Gratitud, Oliver Sacks

A los once años podía decir «Soy sodio» (el elemento 11), y ahora, a los setenta y nueve, soy oro. 

Ahora que tengo casi ochenta años y sufro una serie de problemas médicos y quirúrgicos, ninguno de los cuales me tiene impedido, me alegro de estar vivo. «¡Me alegro de no estar muerto!», exclamo a veces cuando hace un día espléndido. (Lo cual contrasta con una historia que le oí contar a un amigo: una espléndida mañana de primavera paseaba con Samuel Beckett por París, y mi amigo le dijo: «En un día como éste, ¿no se alegra de estar vivo?». A lo cual Beckett contestó: «Tampoco hay que exagerar»).

Ahora me toca decidir cómo quiero vivir los meses que me quedan. Tengo que vivirlos de la manera más rica, intensa y productiva que pueda, y a ello me animan las palabras de uno de mis filósofos favoritos, David Hume, el cual, al enterarse de que sufría una enfermedad mortal a los sesenta y cinco años, en un solo día de abril de 1776 escribió una breve autobiografía. La tituló De mi propia vida.
«Supongo que el deterioro será rápido», escribió. «He sufrido muy poco dolor a causa de la enfermedad; y lo más extraño es que, a pesar del enorme declive físico, mi espíritu no ha sufrido ni un instante de abatimiento. Me aplico a mis estudios con el mismo ardor de siempre, y siento la misma alegría cuando estoy acompañado».
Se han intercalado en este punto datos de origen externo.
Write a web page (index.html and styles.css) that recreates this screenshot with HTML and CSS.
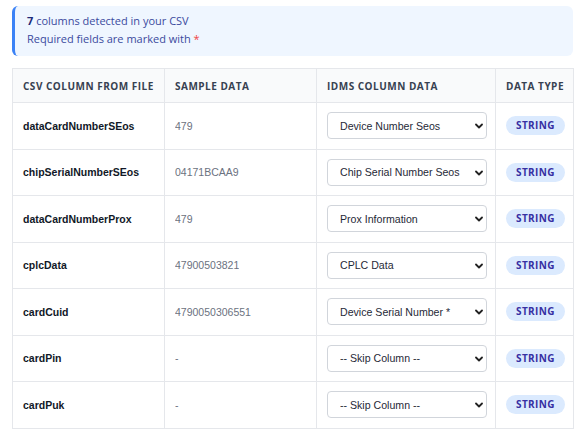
FILE: index.html
```html
<html lang="en">
  <head>
    <meta charset="UTF-8" />
    <meta name="viewport" content="width=device-width, initial-scale=1.0" />
    <title>CSV Column Mapping</title>
    <link rel="stylesheet" href="styles.css">
  </head>
  <body>
    <div class="wrapper">
      <div class="notice">
        <p><b>7</b> columns detected in your CSV</p>
        <p>Required fields are marked with <span class="req">*</span></p>
      </div>
      <table class="mapping">
        <colgroup>
          <col class="c1" />
          <col class="c2" />
          <col class="c3" />
          <col class="c4" />
        </colgroup>
        <thead>
          <tr>
            <th>CSV Column From File</th>
            <th>Sample Data</th>
            <th>IDMS Column Data</th>
            <th>Data Type</th>
          </tr>
        </thead>
        <tbody>
          <tr>
            <td class="name">dataCardNumberSEos</td>
            <td class="sample"><span>479</span></td>
            <td>
              <div class="picker">
                <select><option>Device Number Seos</option></select>
                <svg viewBox="0 0 8 6" width="8" height="6"><path d="M1 1.5l3 3 3-3" /></svg>
              </div>
            </td>
            <td><span class="badge">STRING</span></td>
          </tr>
          <tr>
            <td class="name">chipSerialNumberSEos</td>
            <td class="sample"><span>04171BCAA9</span></td>
            <td>
              <div class="picker">
                <select><option>Chip Serial Number Seos</option></select>
                <svg viewBox="0 0 8 6" width="8" height="6"><path d="M1 1.5l3 3 3-3" /></svg>
              </div>
            </td>
            <td><span class="badge">STRING</span></td>
          </tr>
          <tr>
            <td class="name">dataCardNumberProx</td>
            <td class="sample"><span>479</span></td>
            <td>
              <div class="picker">
                <select><option>Prox Information</option></select>
                <svg viewBox="0 0 8 6" width="8" height="6"><path d="M1 1.5l3 3 3-3" /></svg>
              </div>
            </td>
            <td><span class="badge">STRING</span></td>
          </tr>
          <tr>
            <td class="name">cplcData</td>
            <td class="sample"><span>47900503821</span></td>
            <td>
              <div class="picker">
                <select><option>CPLC Data</option></select>
                <svg viewBox="0 0 8 6" width="8" height="6"><path d="M1 1.5l3 3 3-3" /></svg>
              </div>
            </td>
            <td><span class="badge">STRING</span></td>
          </tr>
          <tr>
            <td class="name">cardCuid</td>
            <td class="sample"><span>4790050306551</span></td>
            <td>
              <div class="picker">
                <select><option>Device Serial Number *</option></select>
                <svg viewBox="0 0 8 6" width="8" height="6"><path d="M1 1.5l3 3 3-3" /></svg>
              </div>
            </td>
            <td><span class="badge">STRING</span></td>
          </tr>
          <tr>
            <td class="name">cardPin</td>
            <td class="sample"><span>-</span></td>
            <td>
              <div class="picker">
                <select><option>-- Skip Column --</option></select>
                <svg viewBox="0 0 8 6" width="8" height="6"><path d="M1 1.5l3 3 3-3" /></svg>
              </div>
            </td>
            <td><span class="badge">STRING</span></td>
          </tr>
          <tr>
            <td class="name">cardPuk</td>
            <td class="sample"><span>-</span></td>
            <td>
              <div class="picker">
                <select><option>-- Skip Column --</option></select>
                <svg viewBox="0 0 8 6" width="8" height="6"><path d="M1 1.5l3 3 3-3" /></svg>
              </div>
            </td>
            <td><span class="badge">STRING</span></td>
          </tr>
        </tbody>
      </table>
    </div>
  </body>
</html>
```
FILE: styles.css
```css
body {
  margin: 0;
  background: #fff;
  font-family: "Liberation Sans", Arial, sans-serif;
}
.wrapper {
  padding: 6px 7px 0 12px;
}
.notice {
  background: #eff6ff;
  border-left: 3px solid #3b82f6;
  border-radius: 6px;
  padding: 6px 13px 9px 12px;
  font-family: "Open Sans", sans-serif;
  font-size: 11px;
  line-height: 17.5px;
  color: #3b4a9e;
}
.notice p {
  margin: 0;
}
.notice b {
  color: #1e2a78;
  font-weight: 700;
}
.req {
  color: #ef4444;
}
.mapping {
  margin-top: 12px;
  border-collapse: collapse;
  table-layout: fixed;
  width: 561px;
  border: 1px solid #e5e7eb;
}
.c1 { width: 152px; }
.c2 { width: 152px; }
.c3 { width: 179px; }
.c4 { width: 78px; }
th {
  height: 34px;
  padding: 0 10px;
  background: #f9fafb;
  border: 1px solid #e5e7eb;
  text-align: left;
  font-family: "Open Sans", sans-serif;
  font-size: 10px;
  font-weight: 700;
  letter-spacing: 0.5px;
  text-transform: uppercase;
  color: #374151;
  white-space: nowrap;
}
td {
  height: 46.5px;
  padding: 0 10px;
  border: 1px solid #e5e7eb;
  font-size: 10.5px;
  vertical-align: middle;
  box-sizing: border-box;
}
.name {
  font-weight: 700;
  color: #111827;
}
.sample {
  color: #6b7280;
}
.sample span {
  display: inline-block;
  max-width: 76px;
  overflow: hidden;
  white-space: nowrap;
  vertical-align: middle;
}
.picker {
  position: relative;
  width: 160px;
}
.picker select {
  display: block;
  width: 160px;
  height: 27px;
  padding: 0 18px 0 12px;
  border: 1px solid #d1d5db;
  border-radius: 4px;
  background: #fff;
  appearance: none;
  -webkit-appearance: none;
  font-family: "Liberation Sans", Arial, sans-serif;
  font-size: 10.6px;
  color: #1f2937;
}
.picker svg {
  position: absolute;
  right: 4px;
  top: 11px;
  pointer-events: none;
}
.picker path {
  fill: none;
  stroke: #222;
  stroke-width: 1.8;
  stroke-linecap: round;
  stroke-linejoin: round;
}
.badge {
  display: inline-block;
  padding: 0 10px;
  height: 19px;
  line-height: 19px;
  border-radius: 10px;
  background: #dbeafe;
  color: #3730a3;
  font-family: "Open Sans", sans-serif;
  font-size: 10px;
  font-weight: 700;
  letter-spacing: 0.4px;
}
```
Y ahora, débil, sin aliento, con los músculos antaño firmes reblandecidos por el cáncer, descubro que mis pensamientos cada vez giran menos en torno a lo sobrenatural o espiritual y más en torno a lo que significa llevar una vida buena y que merezca la pena, alcanzar una sensación de paz con uno mismo. Me descubro pensando en el sabbat, el día de descanso, el séptimo día de la semana, y quizá también el séptimo día de la propia vida, cuando tienes la sensación de que tu obra está terminada y de que, con la conciencia tranquila, puedes descansar.